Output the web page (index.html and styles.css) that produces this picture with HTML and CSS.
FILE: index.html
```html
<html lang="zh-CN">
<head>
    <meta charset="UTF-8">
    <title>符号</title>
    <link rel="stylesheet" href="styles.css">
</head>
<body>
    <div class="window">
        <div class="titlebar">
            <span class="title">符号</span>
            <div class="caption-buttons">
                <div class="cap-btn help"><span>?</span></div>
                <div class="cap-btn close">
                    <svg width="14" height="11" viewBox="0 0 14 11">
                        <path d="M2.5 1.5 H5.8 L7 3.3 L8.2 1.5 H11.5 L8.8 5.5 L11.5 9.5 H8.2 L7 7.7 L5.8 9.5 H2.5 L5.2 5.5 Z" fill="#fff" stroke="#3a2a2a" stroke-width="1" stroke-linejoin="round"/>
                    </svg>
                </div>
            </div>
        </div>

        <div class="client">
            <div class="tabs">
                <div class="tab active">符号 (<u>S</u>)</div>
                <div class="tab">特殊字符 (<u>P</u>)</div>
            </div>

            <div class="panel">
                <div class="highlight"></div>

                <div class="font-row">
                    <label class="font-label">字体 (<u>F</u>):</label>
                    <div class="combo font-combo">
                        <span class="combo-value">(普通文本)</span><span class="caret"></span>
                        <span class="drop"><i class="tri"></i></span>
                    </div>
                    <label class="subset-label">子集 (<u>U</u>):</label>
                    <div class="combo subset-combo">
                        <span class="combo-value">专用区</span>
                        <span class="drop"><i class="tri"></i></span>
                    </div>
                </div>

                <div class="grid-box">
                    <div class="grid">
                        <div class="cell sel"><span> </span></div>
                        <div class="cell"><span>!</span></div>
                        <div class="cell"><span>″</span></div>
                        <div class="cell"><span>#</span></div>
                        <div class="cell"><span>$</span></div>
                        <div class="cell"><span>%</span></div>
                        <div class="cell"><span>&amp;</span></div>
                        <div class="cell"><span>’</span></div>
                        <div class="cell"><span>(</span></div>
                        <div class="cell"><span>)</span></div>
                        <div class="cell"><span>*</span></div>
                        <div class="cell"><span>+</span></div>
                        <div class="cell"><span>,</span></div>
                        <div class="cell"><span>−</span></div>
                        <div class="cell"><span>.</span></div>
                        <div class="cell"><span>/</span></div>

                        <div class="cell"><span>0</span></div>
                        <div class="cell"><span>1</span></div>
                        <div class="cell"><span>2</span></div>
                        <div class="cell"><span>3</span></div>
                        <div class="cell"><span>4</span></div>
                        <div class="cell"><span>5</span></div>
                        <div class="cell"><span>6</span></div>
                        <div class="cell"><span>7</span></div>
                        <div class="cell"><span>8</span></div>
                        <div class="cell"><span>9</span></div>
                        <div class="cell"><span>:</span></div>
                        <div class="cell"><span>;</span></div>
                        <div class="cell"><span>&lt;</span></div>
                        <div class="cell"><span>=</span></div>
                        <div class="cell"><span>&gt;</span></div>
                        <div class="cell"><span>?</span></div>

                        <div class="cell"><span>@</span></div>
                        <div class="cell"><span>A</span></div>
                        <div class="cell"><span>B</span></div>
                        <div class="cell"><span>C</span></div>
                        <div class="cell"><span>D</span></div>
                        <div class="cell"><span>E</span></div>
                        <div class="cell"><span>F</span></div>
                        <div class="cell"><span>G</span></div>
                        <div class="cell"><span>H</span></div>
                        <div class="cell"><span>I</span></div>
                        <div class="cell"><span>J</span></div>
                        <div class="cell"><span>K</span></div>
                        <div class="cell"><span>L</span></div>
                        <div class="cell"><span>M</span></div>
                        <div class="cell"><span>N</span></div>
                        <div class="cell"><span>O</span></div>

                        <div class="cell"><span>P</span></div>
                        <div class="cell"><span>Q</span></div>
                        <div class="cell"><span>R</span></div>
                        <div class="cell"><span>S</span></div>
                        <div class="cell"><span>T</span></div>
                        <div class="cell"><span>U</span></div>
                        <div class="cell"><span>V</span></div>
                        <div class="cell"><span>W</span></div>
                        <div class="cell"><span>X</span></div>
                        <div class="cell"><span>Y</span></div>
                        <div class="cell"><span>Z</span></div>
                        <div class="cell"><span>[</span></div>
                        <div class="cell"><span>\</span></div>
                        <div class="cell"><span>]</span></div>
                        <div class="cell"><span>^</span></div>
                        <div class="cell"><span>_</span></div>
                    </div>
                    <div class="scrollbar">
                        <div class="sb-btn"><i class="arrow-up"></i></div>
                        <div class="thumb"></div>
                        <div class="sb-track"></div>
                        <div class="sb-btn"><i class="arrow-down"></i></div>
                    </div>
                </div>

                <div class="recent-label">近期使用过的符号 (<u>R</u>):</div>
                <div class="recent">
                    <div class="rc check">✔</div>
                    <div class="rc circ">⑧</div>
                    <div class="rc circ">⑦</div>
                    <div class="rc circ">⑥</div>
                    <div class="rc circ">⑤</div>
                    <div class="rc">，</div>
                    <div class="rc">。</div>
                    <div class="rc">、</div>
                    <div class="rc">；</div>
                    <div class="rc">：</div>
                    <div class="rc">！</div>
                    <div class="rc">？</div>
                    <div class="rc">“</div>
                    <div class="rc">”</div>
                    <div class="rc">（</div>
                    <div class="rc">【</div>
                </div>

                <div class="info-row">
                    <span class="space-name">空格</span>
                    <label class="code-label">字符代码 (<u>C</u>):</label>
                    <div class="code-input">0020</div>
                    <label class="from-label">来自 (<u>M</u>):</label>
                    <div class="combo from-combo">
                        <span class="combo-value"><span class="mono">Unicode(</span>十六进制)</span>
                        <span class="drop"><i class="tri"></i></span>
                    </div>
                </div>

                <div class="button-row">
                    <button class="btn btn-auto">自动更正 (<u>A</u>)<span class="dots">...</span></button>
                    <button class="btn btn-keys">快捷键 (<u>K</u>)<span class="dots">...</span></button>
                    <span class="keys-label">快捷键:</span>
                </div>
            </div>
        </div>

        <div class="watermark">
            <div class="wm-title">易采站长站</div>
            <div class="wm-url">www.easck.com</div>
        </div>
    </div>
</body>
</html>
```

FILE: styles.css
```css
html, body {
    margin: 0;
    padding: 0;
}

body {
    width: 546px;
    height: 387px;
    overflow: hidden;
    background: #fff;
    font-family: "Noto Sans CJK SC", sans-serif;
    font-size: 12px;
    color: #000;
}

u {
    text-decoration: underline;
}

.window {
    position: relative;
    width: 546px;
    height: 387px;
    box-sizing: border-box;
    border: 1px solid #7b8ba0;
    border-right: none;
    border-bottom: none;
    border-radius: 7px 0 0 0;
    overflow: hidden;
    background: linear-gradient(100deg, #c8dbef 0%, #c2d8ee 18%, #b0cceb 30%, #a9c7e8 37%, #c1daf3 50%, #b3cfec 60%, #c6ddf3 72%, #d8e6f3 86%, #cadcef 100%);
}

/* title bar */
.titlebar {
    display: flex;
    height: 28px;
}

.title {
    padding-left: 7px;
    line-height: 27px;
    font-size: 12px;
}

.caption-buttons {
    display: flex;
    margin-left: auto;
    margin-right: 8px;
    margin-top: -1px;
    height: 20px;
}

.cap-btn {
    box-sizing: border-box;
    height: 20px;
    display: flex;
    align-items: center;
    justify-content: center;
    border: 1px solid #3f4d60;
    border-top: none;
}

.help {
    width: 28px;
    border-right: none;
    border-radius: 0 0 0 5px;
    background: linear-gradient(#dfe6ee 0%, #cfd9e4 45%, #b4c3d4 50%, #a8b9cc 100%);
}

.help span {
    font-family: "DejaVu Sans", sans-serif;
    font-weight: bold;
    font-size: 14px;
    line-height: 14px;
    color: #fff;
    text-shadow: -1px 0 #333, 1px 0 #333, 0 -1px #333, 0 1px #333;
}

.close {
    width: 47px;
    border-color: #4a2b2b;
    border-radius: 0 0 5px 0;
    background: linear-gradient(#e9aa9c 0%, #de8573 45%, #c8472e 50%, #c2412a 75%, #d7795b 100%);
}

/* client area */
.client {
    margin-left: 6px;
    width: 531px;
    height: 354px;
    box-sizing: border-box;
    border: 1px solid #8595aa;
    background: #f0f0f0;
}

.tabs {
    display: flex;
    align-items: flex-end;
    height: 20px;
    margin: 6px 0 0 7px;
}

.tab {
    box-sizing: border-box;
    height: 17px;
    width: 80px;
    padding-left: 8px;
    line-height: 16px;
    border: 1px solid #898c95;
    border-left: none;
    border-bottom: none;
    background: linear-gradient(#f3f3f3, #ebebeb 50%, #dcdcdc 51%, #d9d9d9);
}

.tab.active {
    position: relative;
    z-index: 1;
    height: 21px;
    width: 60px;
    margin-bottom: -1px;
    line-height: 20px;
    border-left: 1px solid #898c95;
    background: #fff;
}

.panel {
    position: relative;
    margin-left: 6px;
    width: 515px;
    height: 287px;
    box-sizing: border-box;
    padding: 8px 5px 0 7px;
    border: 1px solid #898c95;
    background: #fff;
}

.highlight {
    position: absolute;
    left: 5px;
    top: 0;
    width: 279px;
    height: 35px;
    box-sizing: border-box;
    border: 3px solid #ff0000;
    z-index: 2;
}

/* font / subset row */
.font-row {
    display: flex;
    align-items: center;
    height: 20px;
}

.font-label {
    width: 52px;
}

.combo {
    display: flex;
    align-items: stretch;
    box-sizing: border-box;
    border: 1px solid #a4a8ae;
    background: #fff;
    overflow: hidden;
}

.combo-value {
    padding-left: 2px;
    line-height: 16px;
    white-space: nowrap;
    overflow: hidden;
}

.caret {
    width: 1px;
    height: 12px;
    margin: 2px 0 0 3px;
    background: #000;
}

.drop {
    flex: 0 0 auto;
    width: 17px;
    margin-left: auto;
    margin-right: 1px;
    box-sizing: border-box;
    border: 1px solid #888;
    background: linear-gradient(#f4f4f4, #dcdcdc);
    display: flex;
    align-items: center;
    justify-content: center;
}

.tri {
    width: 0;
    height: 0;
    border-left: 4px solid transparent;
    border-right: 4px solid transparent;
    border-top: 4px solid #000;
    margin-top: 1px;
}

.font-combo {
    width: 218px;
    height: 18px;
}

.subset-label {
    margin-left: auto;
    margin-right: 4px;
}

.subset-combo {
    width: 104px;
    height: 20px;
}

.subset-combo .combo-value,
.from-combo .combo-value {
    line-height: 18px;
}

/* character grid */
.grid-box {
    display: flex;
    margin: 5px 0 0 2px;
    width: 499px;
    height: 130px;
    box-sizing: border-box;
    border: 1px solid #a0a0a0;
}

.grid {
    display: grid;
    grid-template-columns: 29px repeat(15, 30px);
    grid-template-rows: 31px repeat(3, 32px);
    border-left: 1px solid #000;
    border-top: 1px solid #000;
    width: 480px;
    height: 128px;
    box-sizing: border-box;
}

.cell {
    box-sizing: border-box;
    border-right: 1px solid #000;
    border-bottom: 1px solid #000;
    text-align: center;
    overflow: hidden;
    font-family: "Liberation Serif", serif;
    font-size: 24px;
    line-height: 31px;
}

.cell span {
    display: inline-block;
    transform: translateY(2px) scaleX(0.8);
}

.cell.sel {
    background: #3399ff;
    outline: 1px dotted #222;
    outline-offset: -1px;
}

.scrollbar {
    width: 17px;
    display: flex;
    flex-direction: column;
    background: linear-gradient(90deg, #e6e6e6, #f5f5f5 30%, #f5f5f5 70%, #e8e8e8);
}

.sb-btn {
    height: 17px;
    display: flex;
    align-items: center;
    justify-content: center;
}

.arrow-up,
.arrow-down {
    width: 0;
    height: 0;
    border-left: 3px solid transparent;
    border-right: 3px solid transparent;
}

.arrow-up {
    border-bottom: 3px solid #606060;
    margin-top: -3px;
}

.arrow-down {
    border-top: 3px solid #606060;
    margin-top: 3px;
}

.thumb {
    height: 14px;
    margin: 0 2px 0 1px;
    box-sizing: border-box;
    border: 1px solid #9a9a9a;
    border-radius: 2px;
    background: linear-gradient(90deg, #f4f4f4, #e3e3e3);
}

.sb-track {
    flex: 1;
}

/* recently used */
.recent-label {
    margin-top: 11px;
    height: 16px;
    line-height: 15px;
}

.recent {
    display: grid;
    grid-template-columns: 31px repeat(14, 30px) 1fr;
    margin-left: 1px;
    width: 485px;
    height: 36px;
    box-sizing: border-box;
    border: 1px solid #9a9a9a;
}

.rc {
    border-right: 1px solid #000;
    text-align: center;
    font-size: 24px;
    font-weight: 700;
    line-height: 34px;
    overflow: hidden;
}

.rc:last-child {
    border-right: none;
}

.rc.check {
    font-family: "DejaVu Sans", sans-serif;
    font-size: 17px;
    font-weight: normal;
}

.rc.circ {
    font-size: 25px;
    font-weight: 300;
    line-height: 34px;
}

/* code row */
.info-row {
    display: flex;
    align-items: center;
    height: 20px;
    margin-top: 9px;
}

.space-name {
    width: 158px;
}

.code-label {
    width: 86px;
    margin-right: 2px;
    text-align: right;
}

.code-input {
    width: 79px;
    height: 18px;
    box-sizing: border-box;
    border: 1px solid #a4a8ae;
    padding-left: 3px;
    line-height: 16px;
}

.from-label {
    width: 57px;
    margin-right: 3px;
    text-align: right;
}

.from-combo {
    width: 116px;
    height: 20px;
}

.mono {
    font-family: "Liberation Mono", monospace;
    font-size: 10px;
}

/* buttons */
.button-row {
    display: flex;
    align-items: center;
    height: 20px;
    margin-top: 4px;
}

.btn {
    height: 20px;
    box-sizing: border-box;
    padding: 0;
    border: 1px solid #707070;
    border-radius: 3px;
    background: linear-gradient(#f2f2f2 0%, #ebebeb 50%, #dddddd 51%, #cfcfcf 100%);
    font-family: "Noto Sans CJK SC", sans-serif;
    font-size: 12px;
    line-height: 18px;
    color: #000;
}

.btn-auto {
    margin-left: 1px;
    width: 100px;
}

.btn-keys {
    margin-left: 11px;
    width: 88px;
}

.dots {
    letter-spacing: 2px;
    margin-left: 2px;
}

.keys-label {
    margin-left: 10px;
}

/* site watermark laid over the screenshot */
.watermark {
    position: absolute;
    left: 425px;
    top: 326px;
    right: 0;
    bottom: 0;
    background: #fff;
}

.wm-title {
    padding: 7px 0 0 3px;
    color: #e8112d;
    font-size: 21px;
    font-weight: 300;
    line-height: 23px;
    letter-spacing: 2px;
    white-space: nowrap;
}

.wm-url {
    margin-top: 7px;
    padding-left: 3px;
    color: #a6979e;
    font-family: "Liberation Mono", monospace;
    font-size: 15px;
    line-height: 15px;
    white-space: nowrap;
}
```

*****

WRITTEN INSTRUCTION:
Output a single number: how many lines contain the word "index".

THE OUTPUT:
4